Here’s how that goes:Intake: “are you taking anything?”Patient: “Nope!”Intake: “What about over-the-counter? Like allergy medicine?”Patient: “oh! Yes, Sudafed for my sinuses.” (Narrator: Sudafed raises blood pressure)Intake: “Anything else?”Patient: “Nope!”
...except for the megadose multivitamin with extra calcium (blocks iron absorption), St. John’s Wort for mood, (many contraindications), and other supplements that can mask celiac disease or other deficiency disorders
Anyway, it’s become a safety protocol to assume the answer is yes. Have a nice day!
I used to do medical billing, first for a chiropractic practice, then for a pediatric practice.

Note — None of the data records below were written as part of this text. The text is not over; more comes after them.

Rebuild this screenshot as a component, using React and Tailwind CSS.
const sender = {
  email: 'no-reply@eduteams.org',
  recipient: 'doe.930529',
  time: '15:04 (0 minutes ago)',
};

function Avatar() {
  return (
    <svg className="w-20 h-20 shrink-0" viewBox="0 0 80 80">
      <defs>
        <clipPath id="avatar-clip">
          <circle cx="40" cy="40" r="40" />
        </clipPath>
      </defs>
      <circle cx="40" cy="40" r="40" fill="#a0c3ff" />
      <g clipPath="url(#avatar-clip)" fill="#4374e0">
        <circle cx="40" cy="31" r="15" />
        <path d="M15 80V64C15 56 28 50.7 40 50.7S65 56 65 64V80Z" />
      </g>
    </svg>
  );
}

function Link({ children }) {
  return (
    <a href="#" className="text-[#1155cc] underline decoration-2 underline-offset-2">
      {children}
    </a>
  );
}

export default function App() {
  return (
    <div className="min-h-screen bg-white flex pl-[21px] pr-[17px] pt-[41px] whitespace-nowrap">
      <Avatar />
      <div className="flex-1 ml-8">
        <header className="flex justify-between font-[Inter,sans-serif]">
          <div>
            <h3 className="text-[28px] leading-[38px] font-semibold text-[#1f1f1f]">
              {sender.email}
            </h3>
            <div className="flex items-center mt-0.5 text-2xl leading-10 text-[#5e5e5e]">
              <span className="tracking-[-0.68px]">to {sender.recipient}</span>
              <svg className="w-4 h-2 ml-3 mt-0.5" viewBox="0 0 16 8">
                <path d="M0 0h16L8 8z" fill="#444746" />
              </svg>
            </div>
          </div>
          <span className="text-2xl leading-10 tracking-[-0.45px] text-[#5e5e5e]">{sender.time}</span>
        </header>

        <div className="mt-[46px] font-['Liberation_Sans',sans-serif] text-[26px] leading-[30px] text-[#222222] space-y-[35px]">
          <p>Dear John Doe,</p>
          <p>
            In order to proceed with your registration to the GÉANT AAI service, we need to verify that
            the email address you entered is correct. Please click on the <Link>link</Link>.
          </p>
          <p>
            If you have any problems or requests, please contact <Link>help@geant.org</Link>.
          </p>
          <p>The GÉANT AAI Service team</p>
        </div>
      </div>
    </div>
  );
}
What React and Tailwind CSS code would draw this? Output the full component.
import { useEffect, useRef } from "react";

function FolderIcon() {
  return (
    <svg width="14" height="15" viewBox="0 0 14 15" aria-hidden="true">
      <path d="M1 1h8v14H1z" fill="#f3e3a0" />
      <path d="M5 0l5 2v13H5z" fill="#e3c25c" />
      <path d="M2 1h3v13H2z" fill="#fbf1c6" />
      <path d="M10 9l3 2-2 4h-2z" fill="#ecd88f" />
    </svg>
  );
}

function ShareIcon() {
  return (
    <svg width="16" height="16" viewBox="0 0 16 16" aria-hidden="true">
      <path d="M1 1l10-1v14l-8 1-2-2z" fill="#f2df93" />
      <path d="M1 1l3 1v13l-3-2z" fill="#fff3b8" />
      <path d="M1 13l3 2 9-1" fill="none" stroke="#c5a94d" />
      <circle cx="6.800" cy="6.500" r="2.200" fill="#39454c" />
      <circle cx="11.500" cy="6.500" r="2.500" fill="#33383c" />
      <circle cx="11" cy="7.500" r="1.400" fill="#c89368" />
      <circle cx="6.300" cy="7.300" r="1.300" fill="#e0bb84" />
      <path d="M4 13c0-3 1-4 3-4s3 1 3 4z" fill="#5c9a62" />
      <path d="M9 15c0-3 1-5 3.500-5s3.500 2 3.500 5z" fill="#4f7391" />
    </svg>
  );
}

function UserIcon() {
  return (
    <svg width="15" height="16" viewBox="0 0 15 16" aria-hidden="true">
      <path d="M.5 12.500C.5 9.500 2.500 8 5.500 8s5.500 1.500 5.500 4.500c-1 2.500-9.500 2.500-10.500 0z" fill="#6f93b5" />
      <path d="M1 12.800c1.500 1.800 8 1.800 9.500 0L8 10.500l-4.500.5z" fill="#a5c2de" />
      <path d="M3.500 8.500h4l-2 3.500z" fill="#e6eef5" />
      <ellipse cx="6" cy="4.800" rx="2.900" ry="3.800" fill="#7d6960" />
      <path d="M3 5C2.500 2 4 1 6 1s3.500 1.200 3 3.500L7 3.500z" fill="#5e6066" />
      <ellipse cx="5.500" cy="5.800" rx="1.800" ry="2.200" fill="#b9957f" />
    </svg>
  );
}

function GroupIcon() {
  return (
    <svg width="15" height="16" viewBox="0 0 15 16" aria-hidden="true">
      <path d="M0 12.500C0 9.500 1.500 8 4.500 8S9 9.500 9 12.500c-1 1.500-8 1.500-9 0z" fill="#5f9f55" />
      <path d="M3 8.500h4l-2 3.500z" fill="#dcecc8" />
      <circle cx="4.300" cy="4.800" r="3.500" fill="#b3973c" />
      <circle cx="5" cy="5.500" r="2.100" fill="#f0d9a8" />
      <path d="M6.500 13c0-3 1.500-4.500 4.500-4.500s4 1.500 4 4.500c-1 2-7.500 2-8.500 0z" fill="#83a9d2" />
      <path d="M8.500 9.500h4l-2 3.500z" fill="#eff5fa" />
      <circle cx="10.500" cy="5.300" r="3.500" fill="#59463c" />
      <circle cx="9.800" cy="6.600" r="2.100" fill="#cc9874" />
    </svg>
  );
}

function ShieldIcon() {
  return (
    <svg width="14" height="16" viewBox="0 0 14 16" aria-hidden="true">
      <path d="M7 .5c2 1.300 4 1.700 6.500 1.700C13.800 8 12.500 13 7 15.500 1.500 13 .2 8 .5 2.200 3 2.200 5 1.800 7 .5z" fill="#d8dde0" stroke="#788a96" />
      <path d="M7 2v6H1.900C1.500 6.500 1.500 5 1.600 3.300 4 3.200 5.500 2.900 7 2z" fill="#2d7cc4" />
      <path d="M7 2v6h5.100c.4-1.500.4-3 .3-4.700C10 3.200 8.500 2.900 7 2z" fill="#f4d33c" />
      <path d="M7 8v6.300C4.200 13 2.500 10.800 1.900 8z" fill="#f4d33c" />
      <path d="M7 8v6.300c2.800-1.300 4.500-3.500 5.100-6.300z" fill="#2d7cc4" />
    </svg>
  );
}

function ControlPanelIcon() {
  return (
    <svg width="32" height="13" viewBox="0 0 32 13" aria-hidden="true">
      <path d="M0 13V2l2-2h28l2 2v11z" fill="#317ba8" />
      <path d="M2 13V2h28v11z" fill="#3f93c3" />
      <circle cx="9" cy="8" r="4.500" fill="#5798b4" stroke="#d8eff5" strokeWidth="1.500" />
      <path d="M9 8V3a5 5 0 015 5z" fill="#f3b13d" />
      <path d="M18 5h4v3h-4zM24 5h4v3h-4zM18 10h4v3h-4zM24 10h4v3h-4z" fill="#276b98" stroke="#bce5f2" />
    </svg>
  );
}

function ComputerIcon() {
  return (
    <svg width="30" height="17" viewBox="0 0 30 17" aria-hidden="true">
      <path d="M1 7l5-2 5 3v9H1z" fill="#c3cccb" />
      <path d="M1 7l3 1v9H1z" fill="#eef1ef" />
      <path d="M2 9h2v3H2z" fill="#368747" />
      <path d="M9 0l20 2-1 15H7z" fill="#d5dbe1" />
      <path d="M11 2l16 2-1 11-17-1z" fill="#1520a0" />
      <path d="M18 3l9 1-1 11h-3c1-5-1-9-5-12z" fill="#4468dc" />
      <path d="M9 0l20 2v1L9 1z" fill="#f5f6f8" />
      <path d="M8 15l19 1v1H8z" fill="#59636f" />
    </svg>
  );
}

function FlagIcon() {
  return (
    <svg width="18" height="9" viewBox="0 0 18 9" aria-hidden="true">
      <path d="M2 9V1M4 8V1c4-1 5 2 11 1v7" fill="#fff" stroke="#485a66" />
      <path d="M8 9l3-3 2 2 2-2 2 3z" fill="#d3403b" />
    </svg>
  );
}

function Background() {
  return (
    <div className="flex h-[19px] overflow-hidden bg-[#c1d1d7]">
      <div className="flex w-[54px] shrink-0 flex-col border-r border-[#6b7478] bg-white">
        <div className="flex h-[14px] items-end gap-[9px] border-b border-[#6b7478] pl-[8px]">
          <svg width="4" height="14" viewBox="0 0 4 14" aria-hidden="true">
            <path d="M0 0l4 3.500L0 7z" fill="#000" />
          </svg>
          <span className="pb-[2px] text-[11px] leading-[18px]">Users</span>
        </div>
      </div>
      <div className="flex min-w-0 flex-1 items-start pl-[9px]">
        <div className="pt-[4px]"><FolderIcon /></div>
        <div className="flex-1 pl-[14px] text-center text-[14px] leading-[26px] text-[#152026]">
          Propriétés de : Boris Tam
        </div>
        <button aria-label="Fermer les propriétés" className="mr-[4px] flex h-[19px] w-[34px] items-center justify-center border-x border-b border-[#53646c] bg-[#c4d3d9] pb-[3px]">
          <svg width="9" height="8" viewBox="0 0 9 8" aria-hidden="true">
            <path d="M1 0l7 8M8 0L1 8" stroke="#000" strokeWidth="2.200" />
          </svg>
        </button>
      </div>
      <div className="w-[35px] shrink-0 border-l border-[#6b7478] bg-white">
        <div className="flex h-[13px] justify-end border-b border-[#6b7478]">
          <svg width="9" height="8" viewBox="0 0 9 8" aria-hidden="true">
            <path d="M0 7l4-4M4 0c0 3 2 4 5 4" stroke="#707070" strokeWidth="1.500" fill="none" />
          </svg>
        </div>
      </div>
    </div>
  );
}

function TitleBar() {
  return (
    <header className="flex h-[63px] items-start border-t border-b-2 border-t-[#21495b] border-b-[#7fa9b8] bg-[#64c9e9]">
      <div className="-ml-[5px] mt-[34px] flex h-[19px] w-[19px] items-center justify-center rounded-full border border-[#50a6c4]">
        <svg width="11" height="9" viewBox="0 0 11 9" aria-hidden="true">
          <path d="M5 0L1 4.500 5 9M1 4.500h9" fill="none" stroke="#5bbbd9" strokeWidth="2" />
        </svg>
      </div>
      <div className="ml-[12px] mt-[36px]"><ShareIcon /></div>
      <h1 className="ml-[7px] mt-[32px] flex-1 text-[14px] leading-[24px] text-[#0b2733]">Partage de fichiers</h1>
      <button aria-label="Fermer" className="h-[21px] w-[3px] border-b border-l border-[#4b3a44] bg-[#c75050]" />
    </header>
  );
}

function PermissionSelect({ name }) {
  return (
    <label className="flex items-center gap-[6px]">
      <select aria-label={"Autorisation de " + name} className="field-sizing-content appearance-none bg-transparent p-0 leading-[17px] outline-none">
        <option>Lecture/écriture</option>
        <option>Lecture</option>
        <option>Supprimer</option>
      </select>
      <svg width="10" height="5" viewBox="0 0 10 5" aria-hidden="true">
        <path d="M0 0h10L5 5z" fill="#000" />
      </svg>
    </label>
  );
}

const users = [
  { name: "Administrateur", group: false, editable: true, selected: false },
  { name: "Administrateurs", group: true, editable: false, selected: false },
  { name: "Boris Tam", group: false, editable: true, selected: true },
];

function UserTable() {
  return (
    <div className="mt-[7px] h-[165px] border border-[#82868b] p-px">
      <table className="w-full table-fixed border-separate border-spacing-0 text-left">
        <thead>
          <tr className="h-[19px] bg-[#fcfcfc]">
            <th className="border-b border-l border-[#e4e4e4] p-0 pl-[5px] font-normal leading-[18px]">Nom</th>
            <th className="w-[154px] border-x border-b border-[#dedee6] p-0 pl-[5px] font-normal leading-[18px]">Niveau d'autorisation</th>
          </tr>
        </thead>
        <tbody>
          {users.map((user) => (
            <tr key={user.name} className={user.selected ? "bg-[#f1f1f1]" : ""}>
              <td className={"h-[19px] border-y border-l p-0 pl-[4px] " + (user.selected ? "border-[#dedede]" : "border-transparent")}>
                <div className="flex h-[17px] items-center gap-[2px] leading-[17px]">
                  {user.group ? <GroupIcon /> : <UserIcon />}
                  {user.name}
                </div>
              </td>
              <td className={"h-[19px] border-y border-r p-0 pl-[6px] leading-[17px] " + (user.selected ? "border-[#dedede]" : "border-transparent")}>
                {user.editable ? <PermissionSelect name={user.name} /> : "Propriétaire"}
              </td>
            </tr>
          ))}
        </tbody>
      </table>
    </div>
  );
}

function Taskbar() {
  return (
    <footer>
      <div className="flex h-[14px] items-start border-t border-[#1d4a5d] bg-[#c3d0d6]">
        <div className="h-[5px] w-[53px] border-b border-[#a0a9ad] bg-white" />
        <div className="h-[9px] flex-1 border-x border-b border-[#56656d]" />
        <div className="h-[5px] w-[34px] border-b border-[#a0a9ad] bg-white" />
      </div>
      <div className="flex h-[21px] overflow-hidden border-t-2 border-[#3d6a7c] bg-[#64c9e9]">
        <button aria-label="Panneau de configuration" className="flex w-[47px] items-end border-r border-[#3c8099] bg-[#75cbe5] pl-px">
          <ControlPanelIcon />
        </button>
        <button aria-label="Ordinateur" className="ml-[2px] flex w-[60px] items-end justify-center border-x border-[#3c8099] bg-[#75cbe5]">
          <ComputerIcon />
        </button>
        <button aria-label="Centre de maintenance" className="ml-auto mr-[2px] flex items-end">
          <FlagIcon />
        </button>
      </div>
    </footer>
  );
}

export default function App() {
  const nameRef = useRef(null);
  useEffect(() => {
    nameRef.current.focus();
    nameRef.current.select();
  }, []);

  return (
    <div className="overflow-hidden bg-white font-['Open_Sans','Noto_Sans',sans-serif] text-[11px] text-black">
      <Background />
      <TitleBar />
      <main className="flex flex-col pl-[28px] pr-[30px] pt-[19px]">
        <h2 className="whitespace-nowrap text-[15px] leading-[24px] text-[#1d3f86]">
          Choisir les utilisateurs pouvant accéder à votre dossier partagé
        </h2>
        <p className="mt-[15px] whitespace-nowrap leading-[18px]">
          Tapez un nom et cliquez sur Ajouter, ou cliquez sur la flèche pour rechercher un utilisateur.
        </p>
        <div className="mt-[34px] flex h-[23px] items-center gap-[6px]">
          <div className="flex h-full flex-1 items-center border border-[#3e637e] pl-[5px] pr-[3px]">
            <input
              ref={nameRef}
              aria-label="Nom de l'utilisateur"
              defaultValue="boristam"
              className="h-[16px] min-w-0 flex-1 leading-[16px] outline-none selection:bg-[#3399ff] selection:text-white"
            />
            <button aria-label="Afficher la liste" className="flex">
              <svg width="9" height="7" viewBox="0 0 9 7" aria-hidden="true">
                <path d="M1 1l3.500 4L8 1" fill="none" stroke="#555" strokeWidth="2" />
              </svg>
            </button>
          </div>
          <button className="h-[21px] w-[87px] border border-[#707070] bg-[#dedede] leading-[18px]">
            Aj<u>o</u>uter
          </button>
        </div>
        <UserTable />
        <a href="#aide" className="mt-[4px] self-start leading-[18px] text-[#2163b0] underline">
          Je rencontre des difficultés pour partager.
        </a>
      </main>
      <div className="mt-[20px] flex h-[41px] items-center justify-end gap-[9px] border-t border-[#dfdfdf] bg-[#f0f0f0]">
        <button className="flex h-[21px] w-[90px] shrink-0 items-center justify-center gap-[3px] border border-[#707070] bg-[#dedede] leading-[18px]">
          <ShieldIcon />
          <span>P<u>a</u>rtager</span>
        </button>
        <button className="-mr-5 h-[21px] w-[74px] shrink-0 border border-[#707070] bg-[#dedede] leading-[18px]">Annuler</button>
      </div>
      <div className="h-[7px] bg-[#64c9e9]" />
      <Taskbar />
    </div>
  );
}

At the chiropractic office, we didn't get many visits from reps at all - one homeopathic remedy salesdude came by and sold the chiropractor on his brand, and threw in a nifty stand on which to display the stuff we carried (over my objections), but that was it.
At the pediatric office, I have no idea what personal financial "incentives" the four doctors in the practice got (on this list, one got $18 and one got $0), but we were visited by each pharma rep about once a week. They invariably brought lunch-ish items... chocolate-covered strawberries, trays of shrimp cocktail, a variety of sandwiches, cake and cookies, and that sort of thing - and the office staff got very snarky about the free nosh if it wasn't luxurious enough.
he (Romney) was smarmier than that:
"corporations are people, my friend"
“over my objections”—good for you!
Of all quackery, homeopathy is the most irritating to me. Take something that causes the condition that you’re trying to cure, then dilute it until there is literally not a single molecule left. The water “remembers.” Imagine a homeopathic birth control preparation: take a sperm cell, place it in an olympic-sized swimming pool full of water, shake the jeebus out of it, take a drop of that water and repeat. Yes, that’s how dumb true homeopathy is. Thanks to Dean Edell, M.D. for that wunnerful analogy.
Any response to a true “homeopathic preparation” is placebo effect.
I know, once they've reached the age of majority we'll let them choose to opt out. But if you do then you can't join after you get sick or injured or gotten past the age of say 35. All out of pocket from that point. Nature will take its course from there.
Luckily, I was in charge of ordering refills, so unless we had patients asking for it, I ordered more of the "herbal" stuff and waaaaaay less of the homeopathic crap they sold.
The herbal crap was still crap, but it was less crappy than the tiny, useless, expensive bottles of water.
The chiropractor I worked for was a lovely woman (sadly, she passed away several years ago) and we got along great, but although she didn't push chiropractic as the cure for everything from acne to cancer and didn't buy into garbage like "applied kinesiology," she did think there was some validity to homeopathy, and she was also an anti-vaxxer... and boy did we have a LOT of arguments about that.
Wow, did not know this. Thanks for the info.
Completely not surprised...our two favorite doctors (a cardiologist and an ENT) got $0 in 2018. Even my kidney surgeon (who is actually really, really famous) only got $4000. And I know he does a lot of lecturing around the world....so I bet it is all meals and stuff like that. (When Melon had her “kidney” surgery he was the one the press quoted...especially the part about that that surgery, even with complications, does not keep you in the hospital for over two weeks).